Where a person over the age of 19 has learning difficulties which have delayed his progress or ability to complete a course we do not want his or her opportunities for learning to be diminished; far from it. We want that person's opportunities to continue to learn to be enhanced and supported. We want to build on existing good practice. In further education, many adult students with learning difficulties already successfully undertake courses in a range of areas. Currently, arrangements enable effective support to be provided to students, including carers of various kinds and signers, material in alternative formats and so on. Students are also supported to attend specialist institutions where their needs can best be met in that environment. That will continue and will provide the basis for the LSC's work in this area.

In response to the noble Lord, Lord Rix, the LSC is to be set up to meet the needs of those with learning difficulties as a priority, and so it should be. Unlike existing arrangements under the FE Acts, this Bill does not require consideration to be given to mainstream provision before a specialist place can be sought. It is not the intention that young people should be required to take provision that does not meet their needs. We shall consult on the arrangements that the LSC will develop in this area. That said, where possible we wish young people with learning difficulties to learn with their peers. I am sure the noble Lord agrees that, where possible, that should be encouraged.
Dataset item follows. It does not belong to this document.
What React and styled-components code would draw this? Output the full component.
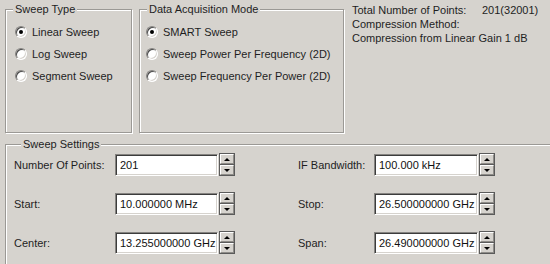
import React from "react";
import styled, { createGlobalStyle } from "styled-components";

const GlobalStyle = createGlobalStyle`
  html, body { margin: 0; padding: 0; background: #d6d3ce; }
  body {
    font-family: "Liberation Sans", Arial, sans-serif;
    font-size: 11px;
    color: #1e1e1e;
  }
`;

const Root = styled.div`
  width: 550px;
  height: 264px;
  overflow: hidden;
  background: #d6d3ce;
  display: flex;
  flex-direction: column;
`;

const TopRow = styled.div`
  display: flex;
  align-items: flex-start;
  padding: 3px 0 0 5px;
  height: 133px;
  box-sizing: border-box;
`;

const GroupBox = styled.fieldset`
  margin: 0 ${(p) => p.$mr || 0}px 0 0;
  padding: 0;
  min-width: 0;
  box-sizing: border-box;
  width: ${(p) => p.$w}px;
  height: ${(p) => p.$h}px;
  flex: none;
  border: 1px solid #9b9995;
  box-shadow: inset 1px 1px 0 #ffffff, 1px 1px 0 #ffffff;
`;

const Legend = styled.legend`
  margin-left: 7px;
  padding: 0 2px;
  line-height: 13px;
  background: #d6d3ce;
`;

const RadioList = styled.div`
  display: flex;
  flex-direction: column;
  padding: 5px 0 0 ${(p) => p.$indent}px;
`;

const RadioRow = styled.label`
  display: flex;
  align-items: center;
  gap: 5px;
  height: 22px;
  white-space: nowrap;
`;

const RadioCircle = styled.span`
  position: relative;
  flex: none;
  width: 12px;
  height: 12px;
  box-sizing: border-box;
  border-radius: 50%;
  border: 1px solid;
  border-color: #858380 #ffffff #ffffff #858380;
  background: #ffffff;
  box-shadow: inset 1px 1px 0 #4a4a4a, inset -1px -1px 0 #d6d3ce;
  &::after {
    content: "";
    display: ${(p) => (p.$checked ? "block" : "none")};
    position: absolute;
    left: 3px;
    top: 3px;
    width: 4px;
    height: 4px;
    border-radius: 50%;
    background: #000;
  }
`;

const InfoGrid = styled.div`
  display: grid;
  grid-template-columns: 130px auto;
  line-height: 14px;
  white-space: nowrap;
`;

const InfoWide = styled.div`
  grid-column: 1 / -1;
`;

const SettingsBox = styled.fieldset`
  margin: 5px 0 0 5px;
  padding: 3px 0 0 8px;
  min-width: 0;
  width: 560px;
  height: 140px;
  box-sizing: border-box;
  flex: none;
  border: 1px solid #9b9995;
  box-shadow: inset 1px 1px 0 #ffffff, 1px 1px 0 #ffffff;
`;

const SettingsGrid = styled.div`
  display: grid;
  grid-template-columns: 101px 183px 76px auto;
  grid-auto-rows: 22px;
  row-gap: 17px;
  align-items: center;
`;

const FieldLabel = styled.span`
  white-space: nowrap;
`;

const SpinField = styled.div`
  display: flex;
  gap: 1px;
  height: 22px;
`;

const TextBox = styled.input`
  width: ${(p) => p.$w}px;
  height: 22px;
  box-sizing: border-box;
  margin: 0;
  padding: 0 0 0 4px;
  border: 1px solid;
  border-color: #858380 #ffffff #ffffff #858380;
  box-shadow: inset 1px 1px 0 #3c3c3c, inset -1px -1px 0 #d6d3ce;
  background: #ffffff;
  font-family: "Liberation Sans", Arial, sans-serif;
  font-size: 11px;
  color: #111;
  outline: none;
`;

const SpinButtons = styled.div`
  display: flex;
  flex-direction: column;
  width: 16px;
  height: 23px;
  box-sizing: border-box;
  border: 1px solid #5a5a5a;
  gap: 1px;
  background: #5a5a5a;
  margin-top: -1px;
`;

const SpinButton = styled.div`
  flex: 1;
  box-sizing: border-box;
  display: flex;
  align-items: center;
  justify-content: center;
  background: #d6d3ce;
  border-top: 1px solid #ffffff;
  border-left: 1px solid #ffffff;
  border-right: 1px solid #8e8c88;
  border-bottom: 1px solid #8e8c88;
  &::before {
    content: "";
    width: 0;
    height: 0;
    border-left: 3px solid transparent;
    border-right: 3px solid transparent;
    ${(p) =>
      p.$down
        ? "border-top: 3px solid #000;"
        : "border-bottom: 3px solid #000;"}
  }
`;

function Radio({ checked, children }) {
  return (
    <RadioRow>
      <RadioCircle $checked={checked} />
      <span>{children}</span>
    </RadioRow>
  );
}

function Spin({ value, width }) {
  return (
    <SpinField>
      <TextBox readOnly value={value} $w={width} />
      <SpinButtons>
        <SpinButton />
        <SpinButton $down />
      </SpinButtons>
    </SpinField>
  );
}

const rows = [
  ["Number Of Points:", "201", "IF Bandwidth:", "100.000 kHz"],
  ["Start:", "10.000000 MHz", "Stop:", "26.500000000 GHz"],
  ["Center:", "13.255000000 GHz", "Span:", "26.490000000 GHz"],
];

export default function App() {
  return (
    <Root>
      <GlobalStyle />
      <TopRow>
        <GroupBox $w={127} $h={130} $mr={7}>
          <Legend>Sweep Type</Legend>
          <RadioList $indent={9}>
            <Radio checked>Linear Sweep</Radio>
            <Radio>Log Sweep</Radio>
            <Radio>Segment Sweep</Radio>
          </RadioList>
        </GroupBox>
        <GroupBox $w={205} $h={130} $mr={8}>
          <Legend>Data Acquisition Mode</Legend>
          <RadioList $indent={6}>
            <Radio checked>SMART Sweep</Radio>
            <Radio>Sweep Power Per Frequency (2D)</Radio>
            <Radio>Sweep Frequency Per Power (2D)</Radio>
          </RadioList>
        </GroupBox>
        <InfoGrid>
          <span>Total Number of Points:</span>
          <span>201(32001)</span>
          <InfoWide>Compression Method:</InfoWide>
          <InfoWide>Compression from Linear Gain 1 dB</InfoWide>
        </InfoGrid>
      </TopRow>
      <SettingsBox>
        <Legend>Sweep Settings</Legend>
        <SettingsGrid>
          {rows.map(([l1, v1, l2, v2]) => (
            <React.Fragment key={l1}>
              <FieldLabel>{l1}</FieldLabel>
              <Spin value={v1} width={103} />
              <FieldLabel>{l2}</FieldLabel>
              <Spin value={v2} width={104} />
            </React.Fragment>
          ))}
        </SettingsGrid>
      </SettingsBox>
    </Root>
  );
}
I accept that Members of the Committee can cite instances where individual learners such as I have described have not had the opportunity either to complete or to undertake the course of their choice. However, the arrangements that we propose in the Bill enable the LSC to provide effective support for them. I am in no doubt about the importance of the LSC exercising its duties under Clauses 2 and 3 in a way which reflects the need for students with learning difficulties to be able to complete their courses, perhaps having started at a later age than some of their fellow students or needing a little longer to complete them. I intend to issue guidance to the LSC to underline and reinforce that point.

We do not, however, believe that Amendments Nos. 27 and 156 are required to ensure that the needs of such learners are met. Their effect would be to give everybody up to the age of 25 who has learning difficulties an entitlement to post-16 education and training. As many Members of the Committee will be aware, some people have relatively minor learning difficulties and their ability to learn is not significantly impaired. The consequence of the amendments would be to give them priority at the expense of other learners, some of whom may have much more significant problems due to terrible past experiences in their lives. These people come from extremely disadvantaged backgrounds of one kind or another.

I turn to Amendments Nos. 38, 47, 159 and 160. I recognise the concern of noble Lords that persons with learning difficulties should have access to the full range of educational opportunities that is available to other students.

One of the changes introduced by this Bill is an end to the unfortunate and artificial divide created by Schedule 2 to the FHE Act 1992. The duties of the LSC and the CETW are not hindered by this divide. Indeed Schedule 2 will be abolished: it is going. The duties extend to all forms of post-16 education and indeed throughout this Bill we have sought to define education so as to have the widest possible meaning.

To qualify the definition in this way may possibly call into question that wideness of interpretation elsewhere. Clauses 2, 3, 31 and 32 place the councils under clear duties in respect of all persons aged 16 and over. I want to reinforce what I said earlier. That will include persons with learning difficulties, for whom the councils must have particular regard because of Clauses 13 and 40 respectively. There really should be no doubt that the education to be procured by the councils include both vocational and non- vocational education, not just for those with learning difficulties but for everyone.

Of course I accept what has been said by the noble Baronesses, Lady Blatch and Lady Darcy de Knayth, that vocational education can be especially important for those with learning difficulties and indeed also with other disabilities. But while sympathising, as I said earlier, with what lies behind these amendments, I do not actually think they are necessary. I hope that, in the light of the reassurances that I have been able to give, those with their names to these amendments will feel able to withdraw them.